* **PROBLEM REQUIREMENTS**
Without the pictures, set down every line of the data exactly.

────────────────────────────────────────

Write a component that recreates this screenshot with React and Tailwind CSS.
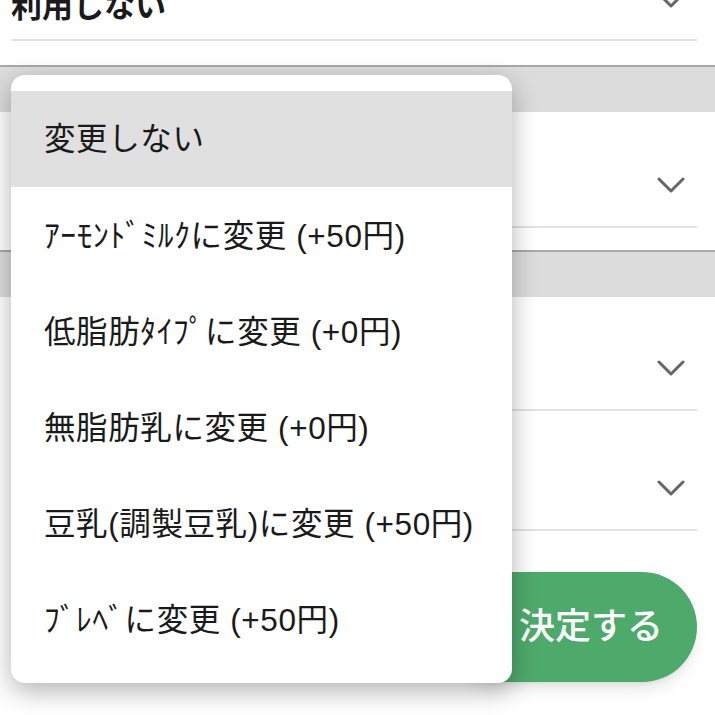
import React from 'react';

const FONT = { fontFamily: '"Liberation Sans", "Noto Sans CJK JP", sans-serif' };

function Chevron() {
  return (
    <svg width="28" height="16" viewBox="0 0 28 16" fill="none" stroke="#666666" strokeWidth="3" strokeLinecap="round" strokeLinejoin="round">
      <path d="M2 2l12 12 12-12" />
    </svg>
  );
}

// select row: line at the bottom, chevron sits low in the row
function SelectRow({ className = '' }) {
  return (
    <div className={`flex items-end justify-end border-b-2 border-[#e2e2e2] ${className}`}>
      <div className="mb-[33px] mr-[12px]">
        <Chevron />
      </div>
    </div>
  );
}

const options = [
  'ｱｰﾓﾝﾄﾞﾐﾙｸに変更 (+50円)',
  '低脂肪ﾀｲﾌﾟに変更 (+0円)',
  '無脂肪乳に変更 (+0円)',
  '豆乳(調製豆乳)に変更 (+50円)',
  'ﾌﾞﾚﾍﾞに変更 (+50円)',
];

export default function App() {
  return (
    <div className="relative w-[715px] h-[715px] overflow-hidden bg-white text-[#1a1a1a]" style={FONT}>
      {/* section scrolled partially off the top */}
      <div className="flex h-[65px] flex-col pl-[11px] pr-[18px]">
        <div className="-mt-[40px] flex h-[81px] shrink-0 items-center justify-between border-b-2 border-[#e2e2e2]">
          <span className="mt-[14px] text-[31px] font-bold leading-none">利用しない</span>
          <div className="mr-[12px]">
            <Chevron />
          </div>
        </div>
      </div>

      <div className="h-[47px] border-t-2 border-[#a8a8a8] bg-[#dcdcdc]" />

      <div className="h-[138px] pl-[11px] pr-[18px]">
        <SelectRow className="h-[116px]" />
      </div>

      <div className="h-[47px] border-t-2 border-[#a8a8a8] bg-[#dcdcdc]" />

      <div className="pl-[11px] pr-[18px]">
        <SelectRow className="h-[114px]" />
        <SelectRow className="h-[120px]" />
      </div>

      {/* bottom buttons */}
      <div className="mt-[41px] flex justify-end gap-4 pl-[11px] pr-[18px]">
        <button className="h-[110px] w-[250px] rounded-full bg-[#ececec]" />
        <button className="h-[110px] w-[250px] rounded-full bg-[#4eaa6b] pl-[38px] text-[36px] font-medium text-white shadow-lg">
          決定する
        </button>
      </div>

      {/* native select popup */}
      <div className="absolute left-[11px] top-[75px] w-[501px] rounded-[14px] bg-white py-[16px] shadow-[0_8px_26px_rgba(0,0,0,0.3)]">
        <div className="flex h-[96px] items-center bg-[#e0e0e0] px-[33px] pt-[2px] text-[31.5px] leading-none tracking-[0.6px]">
          変更しない
        </div>
        {options.map((o) => (
          <div key={o} className="flex h-[96px] items-center px-[33px] pt-[4px] text-[31.5px] leading-none tracking-[0.6px]">
            {o}
          </div>
        ))}
      </div>
    </div>
  );
}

────────────────────────────────────────

* **SOLUTION TO THIS TASK**
Write a component that recreates this screenshot with React and Tailwind CSS.
import React from 'react';

const FONT = { fontFamily: '"Liberation Sans", "Noto Sans CJK JP", sans-serif' };

function Chevron() {
  return (
    <svg width="28" height="16" viewBox="0 0 28 16" fill="none" stroke="#666666" strokeWidth="3" strokeLinecap="round" strokeLinejoin="round">
      <path d="M2 2l12 12 12-12" />
    </svg>
  );
}

// select row: line at the bottom, chevron sits low in the row
function SelectRow({ className = '' }) {
  return (
    <div className={`flex items-end justify-end border-b-2 border-[#e2e2e2] ${className}`}>
      <div className="mb-[33px] mr-[12px]">
        <Chevron />
      </div>
    </div>
  );
}

const options = [
  'ｱｰﾓﾝﾄﾞﾐﾙｸに変更 (+50円)',
  '低脂肪ﾀｲﾌﾟに変更 (+0円)',
  '無脂肪乳に変更 (+0円)',
  '豆乳(調製豆乳)に変更 (+50円)',
  'ﾌﾞﾚﾍﾞに変更 (+50円)',
];

export default function App() {
  return (
    <div className="relative w-[715px] h-[715px] overflow-hidden bg-white text-[#1a1a1a]" style={FONT}>
      {/* section scrolled partially off the top */}
      <div className="flex h-[65px] flex-col pl-[11px] pr-[18px]">
        <div className="-mt-[40px] flex h-[81px] shrink-0 items-center justify-between border-b-2 border-[#e2e2e2]">
          <span className="mt-[14px] text-[31px] font-bold leading-none">利用しない</span>
          <div className="mr-[12px]">
            <Chevron />
          </div>
        </div>
      </div>

      <div className="h-[47px] border-t-2 border-[#a8a8a8] bg-[#dcdcdc]" />

      <div className="h-[138px] pl-[11px] pr-[18px]">
        <SelectRow className="h-[116px]" />
      </div>

      <div className="h-[47px] border-t-2 border-[#a8a8a8] bg-[#dcdcdc]" />

      <div className="pl-[11px] pr-[18px]">
        <SelectRow className="h-[114px]" />
        <SelectRow className="h-[120px]" />
      </div>

      {/* bottom buttons */}
      <div className="mt-[41px] flex justify-end gap-4 pl-[11px] pr-[18px]">
        <button className="h-[110px] w-[250px] rounded-full bg-[#ececec]" />
        <button className="h-[110px] w-[250px] rounded-full bg-[#4eaa6b] pl-[38px] text-[36px] font-medium text-white shadow-lg">
          決定する
        </button>
      </div>

      {/* native select popup */}
      <div className="absolute left-[11px] top-[75px] w-[501px] rounded-[14px] bg-white py-[16px] shadow-[0_8px_26px_rgba(0,0,0,0.3)]">
        <div className="flex h-[96px] items-center bg-[#e0e0e0] px-[33px] pt-[2px] text-[31.5px] leading-none tracking-[0.6px]">
          変更しない
        </div>
        {options.map((o) => (
          <div key={o} className="flex h-[96px] items-center px-[33px] pt-[4px] text-[31.5px] leading-none tracking-[0.6px]">
            {o}
          </div>
        ))}
      </div>
    </div>
  );
}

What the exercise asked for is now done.